» Task input
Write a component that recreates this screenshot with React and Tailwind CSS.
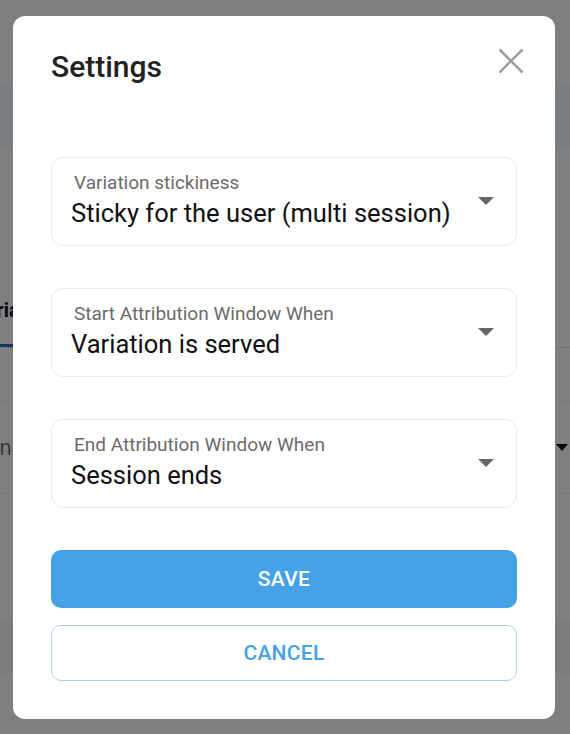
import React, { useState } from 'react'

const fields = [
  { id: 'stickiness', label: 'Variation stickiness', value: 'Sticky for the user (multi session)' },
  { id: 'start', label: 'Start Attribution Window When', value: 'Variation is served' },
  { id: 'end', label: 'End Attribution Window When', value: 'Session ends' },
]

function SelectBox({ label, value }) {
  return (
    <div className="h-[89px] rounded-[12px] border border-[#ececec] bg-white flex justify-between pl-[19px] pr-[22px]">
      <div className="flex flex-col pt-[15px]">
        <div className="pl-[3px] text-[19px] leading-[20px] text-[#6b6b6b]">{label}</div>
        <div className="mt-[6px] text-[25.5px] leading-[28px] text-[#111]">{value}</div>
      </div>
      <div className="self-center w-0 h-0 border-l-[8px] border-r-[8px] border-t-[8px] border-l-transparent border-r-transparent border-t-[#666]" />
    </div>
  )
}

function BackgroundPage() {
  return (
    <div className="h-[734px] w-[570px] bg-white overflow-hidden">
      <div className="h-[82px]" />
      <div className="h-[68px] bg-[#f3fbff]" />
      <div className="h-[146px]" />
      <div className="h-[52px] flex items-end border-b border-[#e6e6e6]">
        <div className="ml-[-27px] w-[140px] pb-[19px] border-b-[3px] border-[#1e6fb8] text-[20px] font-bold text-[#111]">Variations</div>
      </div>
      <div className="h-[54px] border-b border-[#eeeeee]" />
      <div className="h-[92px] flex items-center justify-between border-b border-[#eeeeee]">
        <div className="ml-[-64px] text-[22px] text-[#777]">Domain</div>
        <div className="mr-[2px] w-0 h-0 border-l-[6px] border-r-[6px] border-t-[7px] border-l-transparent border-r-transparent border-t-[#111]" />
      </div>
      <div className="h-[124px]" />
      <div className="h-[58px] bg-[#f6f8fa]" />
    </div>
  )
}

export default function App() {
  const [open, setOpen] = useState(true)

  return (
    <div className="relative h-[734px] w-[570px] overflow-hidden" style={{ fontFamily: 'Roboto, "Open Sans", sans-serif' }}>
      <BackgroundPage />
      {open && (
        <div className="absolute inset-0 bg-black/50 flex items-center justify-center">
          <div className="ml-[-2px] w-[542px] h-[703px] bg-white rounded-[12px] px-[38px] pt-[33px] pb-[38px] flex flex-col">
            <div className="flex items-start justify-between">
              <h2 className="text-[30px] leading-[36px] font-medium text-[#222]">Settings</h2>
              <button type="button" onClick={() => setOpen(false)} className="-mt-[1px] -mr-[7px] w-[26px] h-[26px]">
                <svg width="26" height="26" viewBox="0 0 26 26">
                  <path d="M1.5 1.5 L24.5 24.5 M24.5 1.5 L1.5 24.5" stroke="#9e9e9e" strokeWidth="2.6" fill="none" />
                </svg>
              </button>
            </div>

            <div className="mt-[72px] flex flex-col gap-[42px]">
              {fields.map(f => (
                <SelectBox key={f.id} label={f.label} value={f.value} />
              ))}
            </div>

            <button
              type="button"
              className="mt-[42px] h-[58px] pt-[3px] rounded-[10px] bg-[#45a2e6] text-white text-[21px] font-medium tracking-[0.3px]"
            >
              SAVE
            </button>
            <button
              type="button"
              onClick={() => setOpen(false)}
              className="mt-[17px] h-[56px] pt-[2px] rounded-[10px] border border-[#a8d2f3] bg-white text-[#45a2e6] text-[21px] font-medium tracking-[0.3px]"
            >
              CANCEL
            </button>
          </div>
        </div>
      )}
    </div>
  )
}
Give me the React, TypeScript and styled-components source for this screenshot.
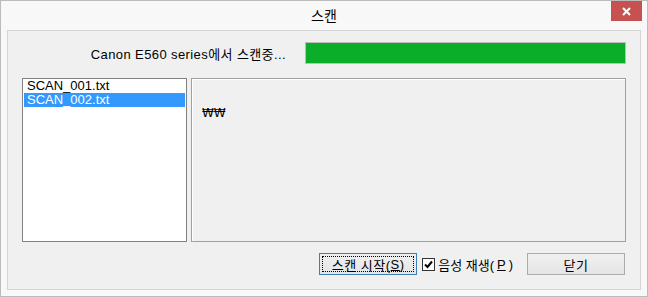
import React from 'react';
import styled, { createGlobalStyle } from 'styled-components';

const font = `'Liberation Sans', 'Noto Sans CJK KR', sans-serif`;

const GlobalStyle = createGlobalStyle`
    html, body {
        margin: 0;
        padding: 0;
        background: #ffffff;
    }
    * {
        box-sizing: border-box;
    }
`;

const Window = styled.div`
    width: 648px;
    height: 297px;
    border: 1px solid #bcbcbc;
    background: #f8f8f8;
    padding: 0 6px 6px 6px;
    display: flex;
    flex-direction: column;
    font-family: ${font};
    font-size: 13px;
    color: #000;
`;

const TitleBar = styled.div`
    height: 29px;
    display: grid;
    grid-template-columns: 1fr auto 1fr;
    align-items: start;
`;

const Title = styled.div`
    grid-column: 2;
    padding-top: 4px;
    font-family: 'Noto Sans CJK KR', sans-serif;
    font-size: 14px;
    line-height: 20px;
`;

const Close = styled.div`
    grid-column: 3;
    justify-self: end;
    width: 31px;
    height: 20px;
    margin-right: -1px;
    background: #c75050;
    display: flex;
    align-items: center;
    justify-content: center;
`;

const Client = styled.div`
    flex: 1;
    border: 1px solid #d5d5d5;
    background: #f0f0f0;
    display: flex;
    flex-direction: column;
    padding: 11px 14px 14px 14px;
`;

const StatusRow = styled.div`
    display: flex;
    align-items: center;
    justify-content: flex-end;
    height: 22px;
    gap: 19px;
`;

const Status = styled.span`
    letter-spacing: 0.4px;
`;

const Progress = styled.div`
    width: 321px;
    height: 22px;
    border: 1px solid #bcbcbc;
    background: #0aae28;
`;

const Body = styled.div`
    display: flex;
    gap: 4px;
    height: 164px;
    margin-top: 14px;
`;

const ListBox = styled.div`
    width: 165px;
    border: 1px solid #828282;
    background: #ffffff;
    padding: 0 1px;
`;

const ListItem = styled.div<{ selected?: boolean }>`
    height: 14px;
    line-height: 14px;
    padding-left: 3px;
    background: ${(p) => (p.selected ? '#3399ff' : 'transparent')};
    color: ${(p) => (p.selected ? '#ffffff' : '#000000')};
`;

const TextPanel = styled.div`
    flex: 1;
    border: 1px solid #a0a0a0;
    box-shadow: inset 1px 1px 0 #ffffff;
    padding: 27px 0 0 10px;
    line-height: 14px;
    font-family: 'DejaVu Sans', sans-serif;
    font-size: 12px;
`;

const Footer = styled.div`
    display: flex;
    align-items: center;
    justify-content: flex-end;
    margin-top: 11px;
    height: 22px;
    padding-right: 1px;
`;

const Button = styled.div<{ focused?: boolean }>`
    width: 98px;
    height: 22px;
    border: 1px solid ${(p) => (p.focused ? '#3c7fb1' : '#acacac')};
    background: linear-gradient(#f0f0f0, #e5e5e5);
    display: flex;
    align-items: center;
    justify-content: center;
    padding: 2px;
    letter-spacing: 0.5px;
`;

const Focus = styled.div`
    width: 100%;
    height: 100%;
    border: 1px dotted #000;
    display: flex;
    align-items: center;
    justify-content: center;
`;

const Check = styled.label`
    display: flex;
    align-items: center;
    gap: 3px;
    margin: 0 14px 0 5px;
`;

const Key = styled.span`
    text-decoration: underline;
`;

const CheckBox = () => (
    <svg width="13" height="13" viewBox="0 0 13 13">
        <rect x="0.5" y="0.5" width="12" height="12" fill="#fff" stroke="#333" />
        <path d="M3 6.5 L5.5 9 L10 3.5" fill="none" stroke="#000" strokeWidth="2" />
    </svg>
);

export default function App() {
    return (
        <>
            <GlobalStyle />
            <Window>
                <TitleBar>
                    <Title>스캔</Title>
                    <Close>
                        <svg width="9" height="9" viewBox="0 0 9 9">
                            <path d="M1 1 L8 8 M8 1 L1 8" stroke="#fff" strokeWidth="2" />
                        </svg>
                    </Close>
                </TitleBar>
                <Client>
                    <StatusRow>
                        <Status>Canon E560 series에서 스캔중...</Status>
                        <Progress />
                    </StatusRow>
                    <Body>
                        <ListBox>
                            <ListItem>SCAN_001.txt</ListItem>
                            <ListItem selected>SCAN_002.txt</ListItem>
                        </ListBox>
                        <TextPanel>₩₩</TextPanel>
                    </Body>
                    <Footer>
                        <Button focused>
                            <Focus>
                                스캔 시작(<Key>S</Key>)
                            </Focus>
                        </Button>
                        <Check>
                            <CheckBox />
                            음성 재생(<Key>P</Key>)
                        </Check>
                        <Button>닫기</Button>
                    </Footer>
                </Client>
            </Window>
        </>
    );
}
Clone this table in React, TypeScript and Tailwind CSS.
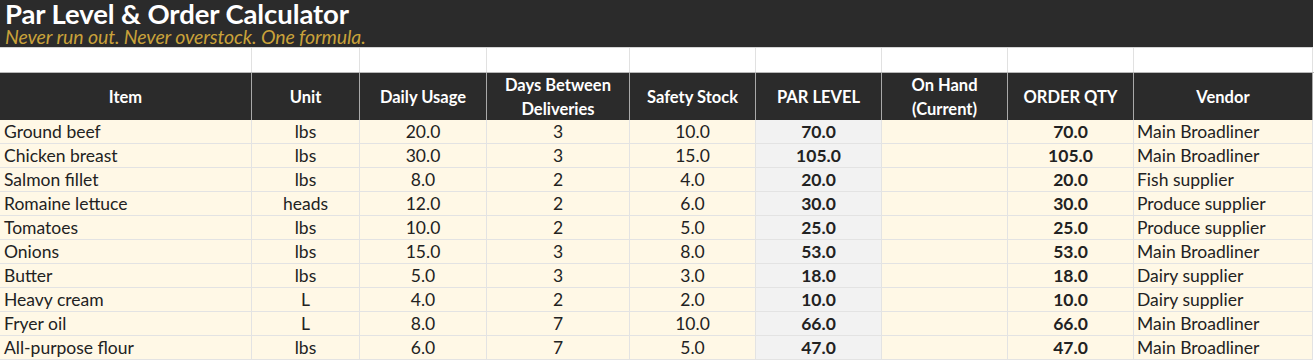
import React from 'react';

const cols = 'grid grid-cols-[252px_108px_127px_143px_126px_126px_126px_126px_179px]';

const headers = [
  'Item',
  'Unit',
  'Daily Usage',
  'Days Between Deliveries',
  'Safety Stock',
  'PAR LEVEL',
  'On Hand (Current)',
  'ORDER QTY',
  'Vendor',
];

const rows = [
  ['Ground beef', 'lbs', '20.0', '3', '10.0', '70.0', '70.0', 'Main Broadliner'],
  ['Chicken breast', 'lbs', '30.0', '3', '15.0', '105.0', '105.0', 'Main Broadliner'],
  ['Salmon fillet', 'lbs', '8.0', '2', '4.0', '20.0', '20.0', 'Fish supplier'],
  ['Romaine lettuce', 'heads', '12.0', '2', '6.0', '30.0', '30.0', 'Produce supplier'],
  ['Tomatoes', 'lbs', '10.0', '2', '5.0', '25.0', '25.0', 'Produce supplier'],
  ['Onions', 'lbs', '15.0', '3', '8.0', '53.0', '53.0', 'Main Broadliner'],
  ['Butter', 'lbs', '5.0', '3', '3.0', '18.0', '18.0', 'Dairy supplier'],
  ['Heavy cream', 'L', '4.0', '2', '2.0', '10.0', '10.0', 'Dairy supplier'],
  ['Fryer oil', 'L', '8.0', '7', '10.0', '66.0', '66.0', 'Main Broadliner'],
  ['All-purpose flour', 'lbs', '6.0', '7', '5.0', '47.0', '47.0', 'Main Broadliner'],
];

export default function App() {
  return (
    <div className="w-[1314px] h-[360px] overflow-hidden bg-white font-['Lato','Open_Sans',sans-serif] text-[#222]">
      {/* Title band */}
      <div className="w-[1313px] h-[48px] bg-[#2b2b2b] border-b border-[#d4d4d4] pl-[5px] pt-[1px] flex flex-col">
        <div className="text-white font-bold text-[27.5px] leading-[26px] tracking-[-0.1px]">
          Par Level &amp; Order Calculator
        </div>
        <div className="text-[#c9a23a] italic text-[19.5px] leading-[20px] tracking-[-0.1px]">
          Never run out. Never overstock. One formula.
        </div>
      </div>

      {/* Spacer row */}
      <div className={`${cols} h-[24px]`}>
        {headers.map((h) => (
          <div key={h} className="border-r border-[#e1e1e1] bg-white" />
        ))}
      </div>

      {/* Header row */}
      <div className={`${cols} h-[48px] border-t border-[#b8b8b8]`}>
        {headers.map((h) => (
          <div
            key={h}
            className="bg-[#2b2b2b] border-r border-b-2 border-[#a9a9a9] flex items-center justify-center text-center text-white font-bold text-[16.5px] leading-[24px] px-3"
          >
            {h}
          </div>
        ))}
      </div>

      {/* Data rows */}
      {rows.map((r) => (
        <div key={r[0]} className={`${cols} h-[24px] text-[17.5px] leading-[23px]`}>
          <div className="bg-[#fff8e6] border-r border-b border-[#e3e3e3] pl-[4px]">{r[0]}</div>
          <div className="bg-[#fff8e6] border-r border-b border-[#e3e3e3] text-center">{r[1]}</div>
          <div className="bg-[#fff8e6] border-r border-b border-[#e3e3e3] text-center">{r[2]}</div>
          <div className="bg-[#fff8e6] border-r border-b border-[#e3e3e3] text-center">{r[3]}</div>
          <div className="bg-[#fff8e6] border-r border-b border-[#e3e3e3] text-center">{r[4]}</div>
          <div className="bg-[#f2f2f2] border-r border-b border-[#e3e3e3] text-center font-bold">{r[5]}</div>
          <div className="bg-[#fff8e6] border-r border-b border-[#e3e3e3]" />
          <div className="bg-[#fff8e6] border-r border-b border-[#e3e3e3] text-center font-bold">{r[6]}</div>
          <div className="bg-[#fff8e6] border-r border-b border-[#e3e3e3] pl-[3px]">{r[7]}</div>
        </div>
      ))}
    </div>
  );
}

» Work to be completed
Please extract exactly the lines of the data, from the first through the line containing "const [open, setOpen] = useState(true)", and add no pictures to the copy.

» Output of the task
Write a component that recreates this screenshot with React and Tailwind CSS.
import React, { useState } from 'react'

const fields = [
  { id: 'stickiness', label: 'Variation stickiness', value: 'Sticky for the user (multi session)' },
  { id: 'start', label: 'Start Attribution Window When', value: 'Variation is served' },
  { id: 'end', label: 'End Attribution Window When', value: 'Session ends' },
]

function SelectBox({ label, value }) {
  return (
    <div className="h-[89px] rounded-[12px] border border-[#ececec] bg-white flex justify-between pl-[19px] pr-[22px]">
      <div className="flex flex-col pt-[15px]">
        <div className="pl-[3px] text-[19px] leading-[20px] text-[#6b6b6b]">{label}</div>
        <div className="mt-[6px] text-[25.5px] leading-[28px] text-[#111]">{value}</div>
      </div>
      <div className="self-center w-0 h-0 border-l-[8px] border-r-[8px] border-t-[8px] border-l-transparent border-r-transparent border-t-[#666]" />
    </div>
  )
}

function BackgroundPage() {
  return (
    <div className="h-[734px] w-[570px] bg-white overflow-hidden">
      <div className="h-[82px]" />
      <div className="h-[68px] bg-[#f3fbff]" />
      <div className="h-[146px]" />
      <div className="h-[52px] flex items-end border-b border-[#e6e6e6]">
        <div className="ml-[-27px] w-[140px] pb-[19px] border-b-[3px] border-[#1e6fb8] text-[20px] font-bold text-[#111]">Variations</div>
      </div>
      <div className="h-[54px] border-b border-[#eeeeee]" />
      <div className="h-[92px] flex items-center justify-between border-b border-[#eeeeee]">
        <div className="ml-[-64px] text-[22px] text-[#777]">Domain</div>
        <div className="mr-[2px] w-0 h-0 border-l-[6px] border-r-[6px] border-t-[7px] border-l-transparent border-r-transparent border-t-[#111]" />
      </div>
      <div className="h-[124px]" />
      <div className="h-[58px] bg-[#f6f8fa]" />
    </div>
  )
}

export default function App() {
  const [open, setOpen] = useState(true)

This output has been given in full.